When power performance is weighted based on real-world usage distribution patterns across high and low bands, the total power consumption using the Qualcomm RF360 solution is virtually identical to conventional PAs for rural settings and slightly better for urban settings (see Figure 9).

Figure 9

Figure 9 Usage-based total power consumption comparisons.

Figure 10

Figure 10 Shift in TX power usage patterns with antenna tuning.

It is worth noting that these performance comparisons do not factor in improvements from the use of precision analog circuitry to optimize PA and ET operation, for example, through the addition of multiple programmable gain states. Antenna tuning gains have also not been factored into the comparison. QTI Testing has shown a 2 dB gain contribution from antenna tuning, which would shift the frequency of TX power usage curves “left” by –2 dB in the usage patterns (see Figure 10).

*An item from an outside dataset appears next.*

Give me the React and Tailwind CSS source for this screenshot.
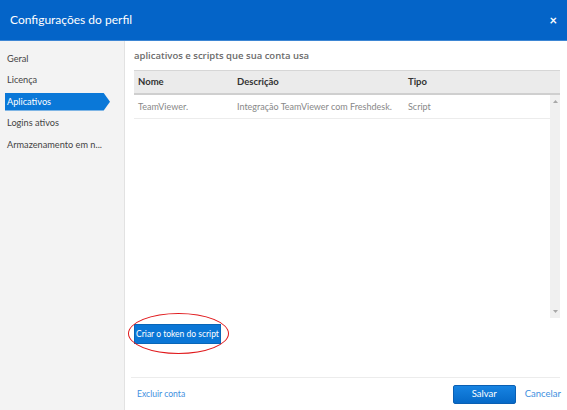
import React from "react";

const menu = ["Geral", "Licença", "Aplicativos", "Logins ativos", "Armazenamento em n..."];

export default function App() {
  return (
    <div className="w-[567px] h-[410px] flex flex-col bg-white overflow-hidden font-['Lato','Open_Sans',sans-serif] text-[#333]">
      {/* Header */}
      <div className="h-[41px] shrink-0 bg-[#0464c8] flex items-center justify-between pl-[10px] pr-[10px] border-b border-[#3d86d4]">
        <h1 className="text-[12px] text-white">Configurações do perfil</h1>
        <span className="text-white text-[13px] font-bold leading-none">×</span>
      </div>

      <div className="flex flex-1 min-h-0">
        {/* Sidebar */}
        <div className="w-[125px] shrink-0 bg-[#f3f3f3] border-r border-[#e2e2e2] pt-[9px] pl-[5px]">
          <ul className="flex flex-col gap-[4px]">
            {menu.map((item) =>
              item === "Aplicativos" ? (
                <li
                  key={item}
                  className="h-[17.5px] w-[105px] bg-[#0a78d8] text-white text-[9.2px] flex items-center pl-[2px] [clip-path:polygon(0_0,94%_0,100%_50%,94%_100%,0_100%)]"
                >
                  {item}
                </li>
              ) : (
                <li key={item} className="h-[17.5px] text-[9.2px] text-[#444] flex items-center pl-[2px] whitespace-nowrap">
                  {item}
                </li>
              )
            )}
          </ul>
        </div>

        {/* Main */}
        <div className="flex-1 flex flex-col pl-[9px] pr-[7px]">
          <p className="font-['Open_Sans',sans-serif] text-[9.5px] font-semibold text-[#6b6b6b] mt-[8px] mb-[7px] leading-[14px]">
            aplicativos e scripts que sua conta usa
          </p>

          <div className="flex flex-col">
            <div className="h-[25px] bg-[#ebebeb] border-t border-[#d6d6d6] border-b-2 border-b-[#cfcfcf] flex items-center text-[9.5px] font-bold text-[#333]">
              <span className="w-[99px] pl-[4px]">Nome</span>
              <span className="w-[171px] pl-[4px]">Descrição</span>
              <span className="pl-[4px]">Tipo</span>
            </div>
            <div className="flex h-[223px]">
              <div className="flex-1">
                <div className="h-[24px] border-b border-[#ececec] flex items-center text-[9px] text-[#888] whitespace-nowrap">
                  <span className="w-[99px] pl-[4px]">TeamViewer.</span>
                  <span className="w-[171px] pl-[4px]">Integração TeamViewer com Freshdesk.</span>
                  <span className="pl-[4px]">Script</span>
                </div>
              </div>
              <div className="w-[10px] bg-[#f0f0f0] flex flex-col items-center justify-between py-[5px]">
                <svg width="5" height="3" viewBox="0 0 5 3"><path d="M0 3L2.5 0L5 3Z" fill="#a8a8a8" /></svg>
                <svg width="5" height="3" viewBox="0 0 5 3"><path d="M0 0L2.5 3L5 0Z" fill="#a8a8a8" /></svg>
              </div>
            </div>
          </div>

          <div className="mt-[6px] relative flex w-fit">
            <button className="h-[20px] w-[87px] bg-[#0a76d6] text-white text-[8.5px] leading-none border border-[#0866b8] whitespace-nowrap">
              Criar o token do script
            </button>
            <div className="absolute left-[-6px] top-[-11px] w-[101px] h-[41px] rounded-[50%] border-[1.5px] border-[#e0181b]" />
          </div>

          <div className="mt-auto border-t border-[#ececec] ml-[-3px] h-[33px] flex items-center justify-between">
            <span className="text-[8.6px] text-[#3e8fe0] pl-[6px]">Excluir conta</span>
            <div className="flex items-center gap-[9px]">
              <button className="w-[63px] h-[19px] rounded-[2px] bg-gradient-to-b from-[#1784e2] to-[#0669c8] border border-[#0a5fb3] text-white text-[9.5px]">
                Salvar
              </button>
              <span className="text-[9.5px] text-[#3e8fe0] mr-[-1px]">Cancelar</span>
            </div>
          </div>
        </div>
      </div>
    </div>
  );
}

Applying these shifted TX power usage frequency distribution patterns to the performance analysis would indicate additional improvements in total power consumption. So even without PA optimizations and antenna tuning gains, overall system performance meets today’s requirements and is comparable in efficiency to existing front-end solutions, accomplished with a much smaller PCB space requirement and much greater RF band scalability.

Conclusion

The Qualcomm front-end is a collection of innovations:

  • The first fully integrated monolithic die multimode, multiband CMOS power amplifier with an integrated antenna switch
  • The first stacked RF POP solution (3D packaging) that reduces the RF front-end footprint while enabling common board layout and simplified RF band customization or expansion
  • The first CMOS power amplifier for LTE
  • The first CMOS power amplifier with envelope tracking
  • The first dynamic reconfigurable LTE multimode antenna tuner
  • In total, the first fully integrated CMOS-based RF front-end, including everything between the modem and the antenna

The solution is focused on addressing the fact that worldwide LTE band proliferation has created a direct challenge to producing mobile devices at economic scale, and doing it within an extremely limited PCB space. The RF POP approach enables a common global board-level design, with simplified RF band expansion or customization, to help regain device design and production scale. Smaller RF front-end footprint, heat dissipation and size, along with longer battery life, help enable sleek, thin, powerful and efficient device designs. Plus, the solution is sampling now in order to meet the immediate challenges of establishing LTE economies of scale and global roaming.